2.4. Compiling bzip2 for your machine
If you have gcc 2.7.*, change the line that reads
CFLAGS = -O3 -fomit-frame-pointer -funroll-loops
to
CFLAGS = -O2 -fomit-frame-pointer
that is, replace -O3 with -O2 and drop the -funroll-loops. You may
also wish to add any -m* flags (like -m486, for example) you use when
compiling kernels.
Avoiding -funroll-loops is the most important part, since this will
cause many gcc 2.7's to generate wrong code, and all gcc 2.7's to
generate slower and larger code. For other compilers (lcc, egcs, gcc
2.8.x) the default CFLAGS are fine.
After that, just make it and install it per the README.
3. Using bzip2 by itself
Read the Fine Manual Page :)
4. Using bzip2 with tar
Listed below are three ways to use bzip2 with tar, namely
4.1. Easiest to set up:
This method requires no setup at all. To un-tar the bzip2'd tar
archive, foo.tar.bz2 in the current directory, do
/path/to/bzip2 -cd foo.tar.bz2 | tar xf -
This works, but can be a PITA to type often.
4.2. Easy to set up, fairly easy to use, no need for root privileges:
Thanks to Leonard Jean-Marc <mailto:leonard@sct1.is.belgacom.be> for
the tip. Thanks also to Alessandro Rubini
<mailto:rubini@morgana.systemy.it> for differentiating bash from the
csh's.
In your .bashrc, you can put in a line like this:
alias btar='tar --use-compress-program /usr/local/bin/bzip2 '
In your .tcshrc, or .cshrc, the analogous line looks like this:
alias btar 'tar --use-compress-program /usr/local/bin/bzip2'
4.3. Also easy to use, but needs root access.

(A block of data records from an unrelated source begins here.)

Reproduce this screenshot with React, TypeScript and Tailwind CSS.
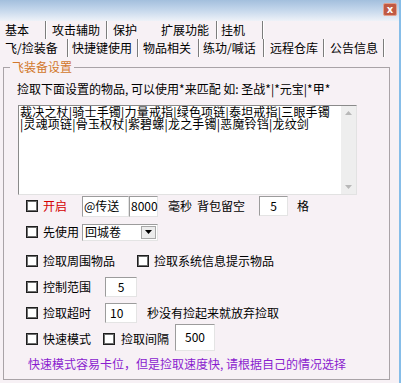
import React from "react";

const Cb = ({ className = "" }: { className?: string }) => (
  <span
    className={`block w-[12px] h-[12px] shrink-0 bg-white border border-[#1e1e1e] shadow-[inset_0_0_0_1px_#6e6e6e] ${className}`}
  />
);

const Sep = () => (
  <span className="block h-full w-[2px] shrink-0 border-l border-[#7c7c7c] border-r border-r-white" />
);

const Tab = ({ w, pl, children }: { w: string; pl: string; children: React.ReactNode }) => (
  <div className={`h-full flex items-center shrink-0 whitespace-nowrap ${w} ${pl}`}>{children}</div>
);

export default function App() {
  return (
    <div className="w-[401px] h-[383px] overflow-hidden bg-[#f7f1f5] border-r-2 border-[#86bde8] text-[12px] leading-[14px] text-black font-['Noto_Sans_CJK_SC','Noto_Sans',sans-serif]">
      {/* title bar */}
      <div className="h-[21px] flex justify-end items-start pr-[2px] bg-gradient-to-b from-[#a3bfdd] via-[#c6d8ec] to-[#eef2f8]">
        <div className="mt-[3px] w-[14px] h-[13px] rounded-[2px] bg-[#c05a44] border border-[#e3a08e] flex items-center justify-center text-white text-[10px] leading-[10px] font-bold font-['DejaVu_Sans',sans-serif]">
          x
        </div>
      </div>

      {/* tab row 1 */}
      <div className="h-[18px] flex items-stretch">
        <Tab w="w-[45px]" pl="pl-[5px]">基本</Tab>
        <Sep />
        <Tab w="w-[59px]" pl="pl-[5px]">攻击辅助</Tab>
        <Sep />
        <Tab w="w-[48px]" pl="pl-[5px]">保护</Tab>
        <Tab w="w-[60px]" pl="pl-[5px]">扩展功能</Tab>
        <Sep />
        <Tab w="w-[44px]" pl="pl-[3px]">挂机</Tab>
        <Sep />
      </div>

      {/* tab row 2 */}
      <div className="h-[18px] flex items-stretch">
        <Tab w="w-[67px]" pl="pl-[5px]">飞/捡装备</Tab>
        <Sep />
        <Tab w="w-[68px]" pl="pl-[3px]">快捷键使用</Tab>
        <Sep />
        <Tab w="w-[59px]" pl="pl-[4px]">物品相关</Tab>
        <Sep />
        <Tab w="w-[63px]" pl="pl-[3px]">练功/喊话</Tab>
        <Sep />
        <Tab w="w-[58px]" pl="pl-[5px]">远程仓库</Tab>
        <Sep />
        <Tab w="w-[58px]" pl="pl-[5px]">公告信息</Tab>
        <Sep />
      </div>

      {/* group box */}
      <fieldset className="mt-[3px] ml-[3px] w-[387px] h-[320px] border border-[#a9a3a7]">
        <legend className="ml-[6px] px-[2px] text-[#d2782c] leading-[14px]">飞装备设置</legend>

        <div className="mt-[8px] pl-[13px] whitespace-nowrap">
          捡取下面设置的物品, 可以使用*来匹配 如: 圣战*|*元宝|*甲*
        </div>

        {/* textarea */}
        <div className="mt-[9px] ml-[14px] w-[339px] h-[90px] flex bg-white border border-[#8a8a8a] border-b-[#e2e2e2] border-r-[#e2e2e2]">
          <div className="flex-1 pl-[1px] leading-[12px] whitespace-nowrap tracking-[0.2px]">
            <div>裁决之杖|骑士手镯|力量戒指|绿色项链|泰坦戒指|三眼手镯</div>
            <div>|灵魂项链|骨玉权杖|紫碧螺|龙之手镯|恶魔铃铛|龙纹剑</div>
          </div>
          <div className="w-[15px] h-full shrink-0 bg-[#eeeeee] flex flex-col justify-between items-center py-[5px]">
            <svg width="7" height="4" viewBox="0 0 7 4">
              <polygon points="0,4 7,4 3.5,0" fill="#b8b8b8" />
            </svg>
            <svg width="7" height="4" viewBox="0 0 7 4">
              <polygon points="0,0 7,0 3.5,4" fill="#b8b8b8" />
            </svg>
          </div>
        </div>

        {/* row 1 */}
        <div className="h-[22px] flex items-center pl-[22px] whitespace-nowrap">
          <Cb />
          <span className="ml-[5px] text-[#d40000]">开启</span>
          <div className="ml-[15px] flex">
            <div className="w-[47px] h-[21px] bg-white border border-[#9c9c9c] border-b-[#e4e4e4] border-r-[#e4e4e4] flex items-center pl-[1px]">
              @传送
            </div>
            <div className="w-[29px] h-[21px] bg-white border border-[#9c9c9c] border-b-[#e4e4e4] border-r-[#e4e4e4] flex items-center pl-[1px]">
              8000
            </div>
          </div>
          <span className="ml-[10px]">毫秒</span>
          <span className="ml-[5px]">背包留空</span>
          <div className="ml-[14px] w-[29px] h-[20px] bg-white border border-[#9c9c9c] border-b-[#e4e4e4] border-r-[#e4e4e4] flex items-center justify-center">
            5
          </div>
          <span className="ml-[9px]">格</span>
        </div>

        {/* row 2 */}
        <div className="mt-[3px] h-[24px] flex items-center pl-[22px] whitespace-nowrap">
          <Cb />
          <span className="ml-[5px]">先使用</span>
          <div className="ml-[3px] w-[76px] h-[17px] bg-white border border-[#9c9c9c] border-b-[#e4e4e4] border-r-[#e4e4e4] flex items-center justify-between">
            <span className="pl-[2px]">回城卷</span>
            <div className="mr-[1px] w-[15px] h-[13px] bg-[#ececec] border border-[#a8a8a8] flex items-center justify-center">
              <svg width="7" height="4" viewBox="0 0 7 4">
                <polygon points="0,0 7,0 3.5,4" fill="#000" />
              </svg>
            </div>
          </div>
        </div>

        {/* row 3 */}
        <div className="mt-[5px] h-[24px] flex items-center pl-[22px] whitespace-nowrap">
          <Cb />
          <span className="ml-[5px]">捡取周围物品</span>
          <Cb className="ml-[22px]" />
          <span className="ml-[5px]">捡取系统信息提示物品</span>
        </div>

        {/* row 4 */}
        <div className="mt-[4px] h-[20px] flex items-center pl-[22px] whitespace-nowrap">
          <Cb />
          <span className="ml-[5px]">控制范围</span>
          <div className="ml-[14px] w-[32px] h-[20px] bg-white border border-[#9c9c9c] border-b-[#e4e4e4] border-r-[#e4e4e4] flex items-center justify-center">
            5
          </div>
        </div>

        {/* row 5 */}
        <div className="mt-[5px] h-[21px] flex items-center pl-[22px] whitespace-nowrap">
          <Cb />
          <span className="ml-[5px]">捡取超时</span>
          <div className="ml-[14px] w-[32px] h-[20px] bg-white border border-[#9c9c9c] border-b-[#e4e4e4] border-r-[#e4e4e4] flex items-center pl-[4px]">
            10
          </div>
          <span className="ml-[10px]">秒没有捡起来就放弃捡取</span>
        </div>

        {/* row 6 */}
        <div className="h-[28px] flex items-center pl-[22px] whitespace-nowrap">
          <Cb className="mt-[3px]" />
          <span className="ml-[5px] mt-[3px]">快速模式</span>
          <Cb className="ml-[12px] mt-[3px]" />
          <span className="ml-[6px] mt-[3px]">捡取间隔</span>
          <div className="ml-[6px] w-[40px] h-[27px] bg-white border border-[#9c9c9c] border-b-[#e4e4e4] border-r-[#e4e4e4] flex items-center justify-center">
            500
          </div>
        </div>

        {/* hint */}
        <div className="mt-[6px] pl-[24px] text-[#8a1ccf] whitespace-nowrap">
          快速模式容易卡位，但是捡取速度快, 请根据自己的情况选择
        </div>
      </fieldset>
    </div>
  );
}
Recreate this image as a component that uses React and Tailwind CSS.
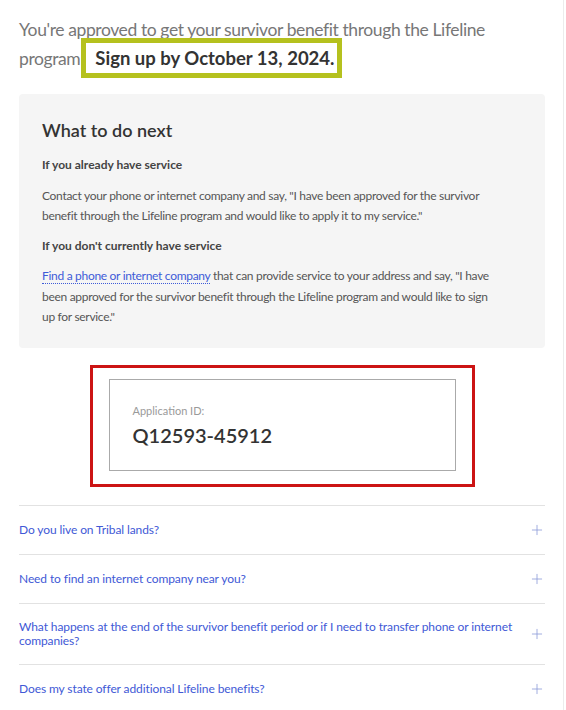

Apply the patch below to gnu tar 1.12 as follows:
cd tar-1.12/src; patch < /path/to/tar.diff
compile it, and install it, and you're good to go. Make sure that
both tar and bzip2 are in your $PATH by "which tar" and "which bzip2."
To use the new tar, just do
tar xyf foo.tar.bz2
to decompress the file.
To make a new archive, it's similar:
tar cyf foo.tar.bz2 file1 file2 file3...directory1 directory2...
Here is the patch:
*** tar.c Thu Jun 11 00:09:23 1998
--- tar.c.new Thu Jun 11 00:14:24 1998
***************
*** 196,201 ****
--- 196,203 ----
{"block-number", no_argument, NULL, 'R'},
{"block-size", required_argument, NULL, OBSOLETE_BLOCKING_FACTOR},
{"blocking-factor", required_argument, NULL, 'b'},
+ {"bzip2", required_argument, NULL, 'y'},
+ {"bunzip2", required_argument, NULL, 'y'},
{"catenate", no_argument, NULL, 'A'},
{"checkpoint", no_argument, _option, 1},
{"compare", no_argument, NULL, 'd'},
***************
*** 372,377 ****
--- 374,380 ----
PATTERN at list/extract time, a globbing PATTERN\n\
-o, --old-archive, --portability write a V7 format archive\n\
--posix write a POSIX conformant archive\n\
+ -y, --bzip2, --bunzip2 filter the archive through bzip2\n\
-z, --gzip, --ungzip filter the archive through gzip\n\
-Z, --compress, --uncompress filter the archive through compress\n\
--use-compress-program=PROG filter through PROG (must accept -d)\n"),
***************
*** 448,454 ****
Y per-block gzip compression */
#define OPTION_STRING \
! "-01234567ABC:F:GK:L:MN:OPRST:UV:WX:Zb:cdf:g:hiklmoprstuvwxz"
static void
set_subcommand_option (enum subcommand subcommand)
--- 451,457 ----
Y per-block gzip compression */
#define OPTION_STRING \
! "-01234567ABC:F:GK:L:MN:OPRST:UV:WX:Zb:cdf:g:hiklmoprstuvwxyz"
static void
set_subcommand_option (enum subcommand subcommand)
***************
*** 805,810 ****
--- 808,817 ----
case 'X':
exclude_option = 1;
add_exclude_file (optarg);
+ break;
+
+ case 'y':
+ set_use_compress_program_option ("bzip2");
break;
case 'z':
5. Using bzip2 with less
To uncompress bzip2'd files on the fly, i.e. to be able to use "less"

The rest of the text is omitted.